Here we can see that we need to accept a path parameter in the constructor, we also have to write our own read and write functions. In the example here at monolith we have built our own pickle_factory for a certain platform so we import and use this. We also have to note that there is a SUPPORTED_FORMATS, this list can be as long as you want and it's used for mapping the extensions. We have ["pickle"] which means that all files with .pickle extensions will use this object to read and write. if we had ["pickle", "sav"], these functions would be used on files with extensions with either .pickle or .sav. We can write our custom functions as if we're reading locally, because the module uses caching when downloading and uploading to s3. This means that the file is cached locally before being uploaded or read and then the cache is deleted. This keeps maintaining code around reading and writing from s3 and local consistent and easy to maintain.

Now that we have defined our custom file object, we just need to add it to the file map with the code below:

from some.path import PickleFile

file_map: FileMap = FileMap()
if file_map.get("pickle") is not None:
    del file_map["pickle"]
file_map.add_binding(file_object=PickleFile)

The FileMap is a dictionary and the key is the extension. If we try and add duplicate extensions then the add_binding function will raise an error. The map is also a Singleton, therefore it's a single point of truth in the application that you are building.

List Directory

If a file path refers to a directory, you can use ls to get all the direct subdirectories and files in that directory. A tuple of two lists are returned - the list of subdirectories, followed by the list of files.

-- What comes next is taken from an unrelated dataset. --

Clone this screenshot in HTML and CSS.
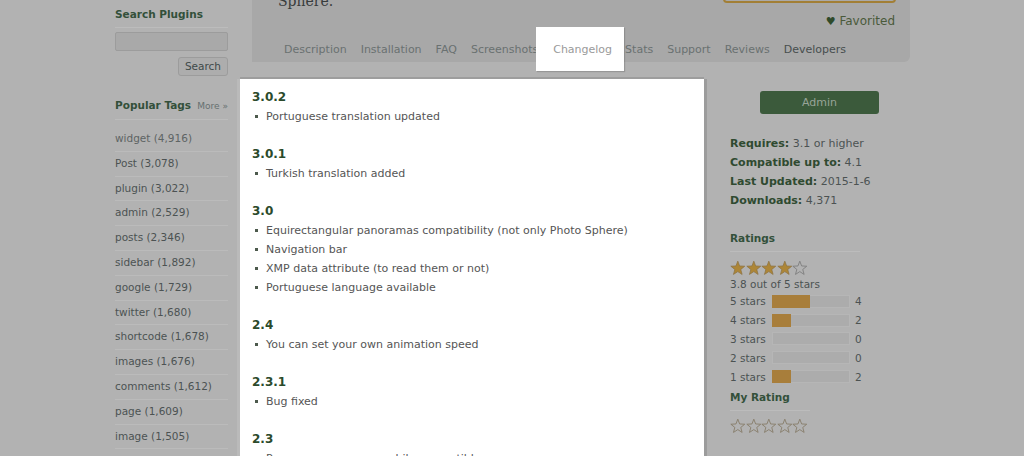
FILE: index.html
```html
<!DOCTYPE html>
<html lang="en">
<head>
<meta charset="utf-8">
<title>Changelog</title>
<link rel="stylesheet" href="styles.css">
</head>
<body>
<svg class="defs" width="0" height="0" aria-hidden="true">
  <defs>
    <symbol id="star" viewBox="0 0 16 16">
      <polygon points="8,1 9.88,5.91 15.13,6.18 11.04,9.49 12.41,14.57 8,11.7 3.59,14.57 4.96,9.49 0.87,6.18 6.12,5.91"/>
    </symbol>
  </defs>
</svg>
<div class="page">
  <aside class="left">
    <h3 class="side-h">Search Plugins</h3>
    <div class="search-input"></div>
    <div class="search-btn-row"><span class="search-btn">Search</span></div>
    <h3 class="side-h tags-h"><span>Popular Tags</span><span class="more">More »</span></h3>
    <ul class="tags">
      <li class="visited">widget (4,916)</li>
      <li>Post (3,078)</li>
      <li>plugin (3,022)</li>
      <li>admin (2,529)</li>
      <li>posts (2,346)</li>
      <li>sidebar (1,892)</li>
      <li>google (1,729)</li>
      <li>twitter (1,680)</li>
      <li>shortcode (1,678)</li>
      <li>images (1,676)</li>
      <li>comments (1,612)</li>
      <li>page (1,609)</li>
      <li>image (1,505)</li>
    </ul>
  </aside>
  <main class="main">
    <header class="plugin-head">
      <div class="head-top">
        <p class="desc">Sphere.</p>
        <div class="actions">
          <div class="dl-btn"></div>
          <div class="fav"><span class="heart">♥</span> Favorited</div>
        </div>
      </div>
      <nav class="tabs">
        <span class="tab">Description</span>
        <span class="tab">Installation</span>
        <span class="tab">FAQ</span>
        <span class="tab">Screenshots</span>
        <span class="tab active">Changelog</span>
        <span class="tab">Stats</span>
        <span class="tab">Support</span>
        <span class="tab">Reviews</span>
        <span class="tab dev">Developers</span>
      </nav>
    </header>
    <div class="body-row">
      <section class="panel">
        <h4>3.0.2</h4>
        <ul><li>Portuguese translation updated</li></ul>
        <h4>3.0.1</h4>
        <ul><li>Turkish translation added</li></ul>
        <h4>3.0</h4>
        <ul>
          <li>Equirectangular panoramas compatibility (not only Photo Sphere)</li>
          <li>Navigation bar</li>
          <li>XMP data attribute (to read them or not)</li>
          <li>Portuguese language available</li>
        </ul>
        <h4>2.4</h4>
        <ul><li>You can set your own animation speed</li></ul>
        <h4>2.3.1</h4>
        <ul><li>Bug fixed</li></ul>
        <h4>2.3</h4>
        <ul><li>Panoramas are now mobile-compatible</li></ul>
      </section>
      <aside class="right">
        <div class="admin-btn">Admin</div>
        <ul class="meta">
          <li><b>Requires:</b> 3.1 or higher</li>
          <li><b>Compatible up to:</b> 4.1</li>
          <li><b>Last Updated:</b> 2015-1-6</li>
          <li><b>Downloads:</b> 4,371</li>
        </ul>
        <h3 class="side-h r-h">Ratings</h3>
        <div class="stars">
          <svg class="st full"><use href="#star"/></svg><svg class="st full"><use href="#star"/></svg><svg class="st full"><use href="#star"/></svg><svg class="st full"><use href="#star"/></svg><svg class="st empty"><use href="#star"/></svg>
        </div>
        <div class="avg">3.8 out of 5 stars</div>
        <div class="bars">
          <div class="bar-row"><span>5 stars</span><span class="bar"><span class="fill" style="width:50%"></span></span><span>4</span></div>
          <div class="bar-row"><span>4 stars</span><span class="bar"><span class="fill" style="width:25%"></span></span><span>2</span></div>
          <div class="bar-row"><span>3 stars</span><span class="bar"><span class="fill" style="width:0%"></span></span><span>0</span></div>
          <div class="bar-row"><span>2 stars</span><span class="bar"><span class="fill" style="width:0%"></span></span><span>0</span></div>
          <div class="bar-row"><span>1 stars</span><span class="bar"><span class="fill" style="width:25%"></span></span><span>2</span></div>
        </div>
        <h3 class="side-h my-h">My Rating</h3>
        <div class="stars my">
          <svg class="st outline"><use href="#star"/></svg><svg class="st outline"><use href="#star"/></svg><svg class="st outline"><use href="#star"/></svg><svg class="st outline"><use href="#star"/></svg><svg class="st outline"><use href="#star"/></svg>
        </div>
      </aside>
    </div>
  </main>
</div>
</body>
</html>
```

FILE: styles.css
```css
* { box-sizing: border-box; }
html, body { margin: 0; height: 100%; overflow: hidden; }
body {
  background: #b2b2b2;
  font-family: "DejaVu Sans", Verdana, sans-serif;
  font-size: 11px;
  color: #4c5252;
}
.defs { position: absolute; }
ul { list-style: none; margin: 0; padding: 0; }

.page {
  display: flex;
  gap: 12px;
  padding-left: 115px;
}

/* left sidebar */
.left { width: 113px; flex: none; font-size: 10.5px; }
.side-h {
  margin: 0;
  font-size: 10.5px;
  font-weight: bold;
  color: #33503a;
  line-height: 20px;
  padding: 4px 0 3px;
  border-bottom: 1px solid #bcbcbc;
}
.search-input {
  margin-top: 4px;
  height: 19px;
  background: #a9a9a9;
  border: 1px solid #9c9c9c;
  border-radius: 2px;
}
.search-btn-row { display: flex; justify-content: flex-end; margin-top: 6px; }
.search-btn {
  width: 50px;
  height: 19px;
  line-height: 17px;
  text-align: center;
  border: 1px solid #9c9c9c;
  border-radius: 3px;
  background: #adadad;
  color: #3f4a4a;
}
.tags-h {
  margin-top: 15px;
  display: flex;
  justify-content: space-between;
  align-items: baseline;
}
.more { font-weight: normal; font-size: 9px; color: #667070; }
.tags { margin-top: 7px; }
.tags li {
  line-height: 23.8px;
  border-bottom: 1px solid #bbbbbb;
  color: #4c5252;
}
.tags li.visited { color: #5e6464; }

/* main */
.main { width: 670px; flex: none; }
.plugin-head {
  margin-left: 12px;
  height: 62px;
  background: #a8a8a8;
  border-radius: 0 0 6px 0;
  display: flex;
  flex-direction: column;
}
.head-top {
  height: 37px;
  display: flex;
  justify-content: space-between;
  padding: 0 14px 0 26px;
}
.desc {
  margin: -9px 0 0;
  font-family: "DejaVu Serif", Georgia, serif;
  font-size: 14px;
  line-height: 20px;
  color: #383c3c;
}
.actions { display: flex; flex-direction: column; align-items: flex-end; }
.dl-btn {
  width: 173px;
  height: 14px;
  margin-top: -11px;
  background: #a9a9a9;
  border: 2px solid #a27f36;
  border-radius: 4px;
}
.fav {
  margin-top: 10px;
  line-height: 16px;
  font-size: 12px;
  color: #4a5a3a;
  padding-right: 1px;
}
.heart { color: #2f4a2a; font-size: 11px; }

.tabs {
  display: flex;
  padding-left: 25px;
  height: 25px;
}
.tab {
  padding: 0 7px;
  line-height: 25px;
  color: #6a7171;
}
.tab.dev { color: #474e4e; }
.tab.active {
  position: relative;
  isolation: isolate;
  background: #f4f4f4;
  color: #9a9a9a;
  padding: 0 6px 0 8px;
}
.tab.active::before {
  content: "";
  position: absolute;
  top: -10px;
  bottom: -9px;
  left: -9px;
  right: -6px;
  background: #fff;
  box-shadow: 1px 1px 1px rgba(0,0,0,0.15);
  z-index: -1;
}

.body-row { display: flex; margin-top: 17px; }

.panel {
  width: 464px;
  height: 377px;
  overflow: hidden;
  background: #fff;
  padding: 9px 12px 0;
  box-shadow: 0 -2px 0 #9d9d9d, 3px 0 0 #9c9c9c, -3px 0 0 #bababa;
  color: #555;
}
.panel h4 {
  margin: 0;
  font-size: 12px;
  font-weight: bold;
  line-height: 19px;
  color: #2b4a2b;
}
.panel ul { margin-bottom: 19px; }
.panel li {
  position: relative;
  line-height: 19px;
  padding-left: 14px;
}
.panel li::before {
  content: "";
  position: absolute;
  left: 3px;
  top: 8px;
  width: 3px;
  height: 3px;
  background: #4d5a4d;
}

/* right sidebar */
.right { width: 179px; margin-left: 26px; flex: none; }
.admin-btn {
  margin: 12px 0 0 30px;
  width: 119px;
  height: 23px;
  line-height: 23px;
  border-radius: 3px;
  background: #3b5a3b;
  color: #98a498;
  text-align: center;
}
.meta { margin-top: 20px; }
.meta li { line-height: 19px; color: #4c5252; }
.meta b { color: #2f4a30; }
.r-h { margin-top: 14px; width: 130px; }
.stars { display: flex; margin-top: 8px; height: 16px; }
.st { width: 15.6px; height: 16px; }
.st.full { fill: #ad8637; stroke: #8e7444; stroke-width: 0.8; }
.st.empty { fill: none; stroke: #7d7d7d; stroke-width: 0.9; }
.st.outline { fill: none; stroke: #867c68; stroke-width: 0.9; }
.avg { font-size: 10.5px; line-height: 16px; color: #4c5252; }
.bar-row {
  display: grid;
  grid-template-columns: 38px 78px 1fr;
  column-gap: 4px;
  align-items: center;
  height: 18.8px;
  font-size: 10.5px;
  color: #4c5252;
}
.bar-row > span:last-child { padding-left: 1px; }
.bar {
  height: 13px;
  background: #acacac;
  border: 1px solid #b6b6b6;
  display: block;
}
.fill { display: block; background: #a87e3b; margin: -1px 0 0 -1px; height: 13px; }
.my-h { padding-top: 1px; width: 80px; }
.stars.my { margin-top: 7px; }
```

from monolith_filemanager import file_manager

folder = file_manager(file_path="some/folder")

dirs, files = folder.ls()

File Path

The FilePath is not designed to be used as an interface but it's such a useful object it makes sense to sometimes import it for other uses. It's imported in the __init__.py file for the FileManager object so it can be directly imported. The FilePath object has the ability to see if the root exists and if the file exists. To use it do the following:

from monolith_filemanager import FilePath

path = FilePath("this/is/a/path.txt")

To get documentation on the individual properties and functions simply call the help function:

from monolith_filemanager import FilePath

help(FilePath)

Supported Formats/Extensions

The module supports the following extensions:

  • csv
  • dat
  • data
  • hdf5
  • h5
  • hdf
  • json
  • joblib
  • mat
  • npy
  • parquet
  • vtk
  • yml

Versioning

In line with the 'semantic versioning' workflow, the release type can now be specified for each merge and publish on to PyPi. The release_type.yaml has the following format and must be amended by the developer accordingly in order to update the package version number:

# Must be one of either: patch, minor or major
release_type: "minor"

Contributing

Writing code is not the only way you can contribute. Merely using the module is a help, if you come across any issues feel free to raise them in the issues section of the Github page as this enables us to make the module more stable. If there are any issues that you want to solve, your pull request has to have documentation, 100% unit test coverage and functional testing.